Workplace Minister Julia Gillard has joined the Australian Industry Group in challenging two crucial Fair Work Australia decisions involving unions’ right of entry and the effectiveness of flexibility arrangements.
Gillard and the AIG appeared at two separate appeals before the Full Bench of FWA yesterday to argue the Commission’s original decisions in the Trimas and Dunlop Foams cases.
In the Dunlop Foams case, Commissioner John Ryan earlier allowed an agreement that had authorised National Union of Workers representatives to enter the employer’s workplace “at all reasonable times upon the premises and to interview any employee, but not so as to interfere unreasonably with the employer’s business”.
But some employer groups – and the Government – launched an appeal, arguing the agreement flies in the face of the right of entry laws set down in the Act, which set out strict conditions about how and when unions can enter a workplace and the notice required the unions need to provide.
Gillard’s representative before the Full Bench, Paul O’Grady, yesterday told the Commission the agreement was unlawful because it gave an entitlement to right of entry that could “defeat the statutory scheme” covering entry rights.

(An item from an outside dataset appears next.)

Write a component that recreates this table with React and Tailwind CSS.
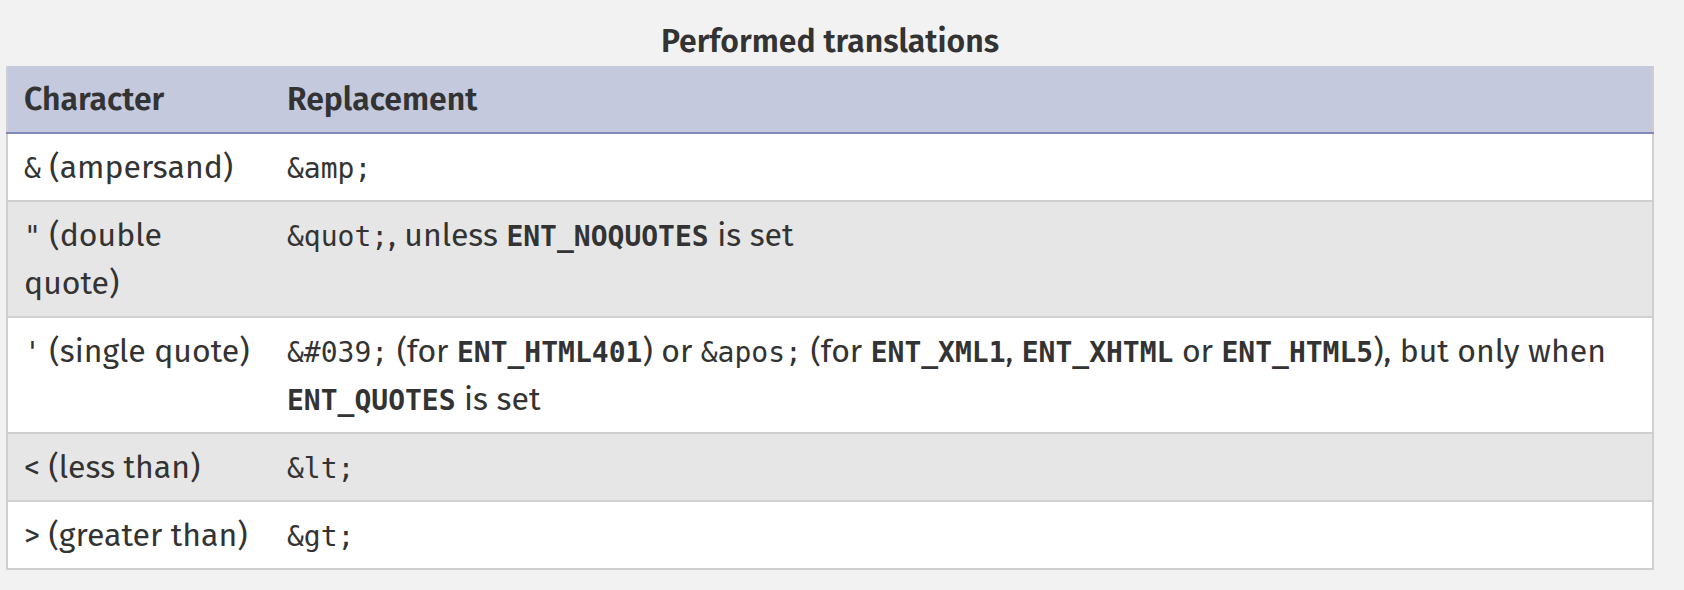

AIG’s submission broadly supported the Government’s position.
“The right of entry and unlawful term provisions of the Act were the subject of extensive discussion and debate between the Government, Ai Group and unions during the development of the legislation and during the Senate Committee inquiry into the Fair Work Bill,” AIG chief executive Heather Ridout said in a statement.
“A balance was struck between the competing interests and Ai Group believes that Commissioner Ryan’s decision disrupts this balance and is inconsistent with the intent of the legislation.”
In the Trimas case, Commissioner John Ryan rejected the workplace agreement made between the Trimas and the Australian Manufacturing Workers Union over the inclusion of an individual flexibility arrangement.
In what was seen as a very technical decision, Ryan said an IFA may not vary the terms of a workplace agreement and could only vary the “effect of the terms of an agreement”.
Had those two words – that is, “the effect” – being inserted, Ryan said the agreement would have been allowed through.
However, Ryan does not have the power to insert those words himself and instead can only insert into an agreement the standard (or model) IFA specified by the Fair Work Act.
But the Government and the AIG, who has earlier expressed concern that the decision was contrary to the intent of the Fair Work legislation, argued that an IFA could vary a term of an agreement.
“Flexibility Terms were devised by the Federal Government to provide the flexibility to individual employees to reach agreement with their employer on arrangements which differ from those in the relevant enterprise agreement. A better off overall test and other safeguards apply,” Ridout said.
“In his decision, Commissioner Ryan has placed a very narrow interpretation on the flexibility available under Flexibility Terms which is inconsistent with the intent of the legislation.”
The outcomes of the appeal will be known in the next few weeks.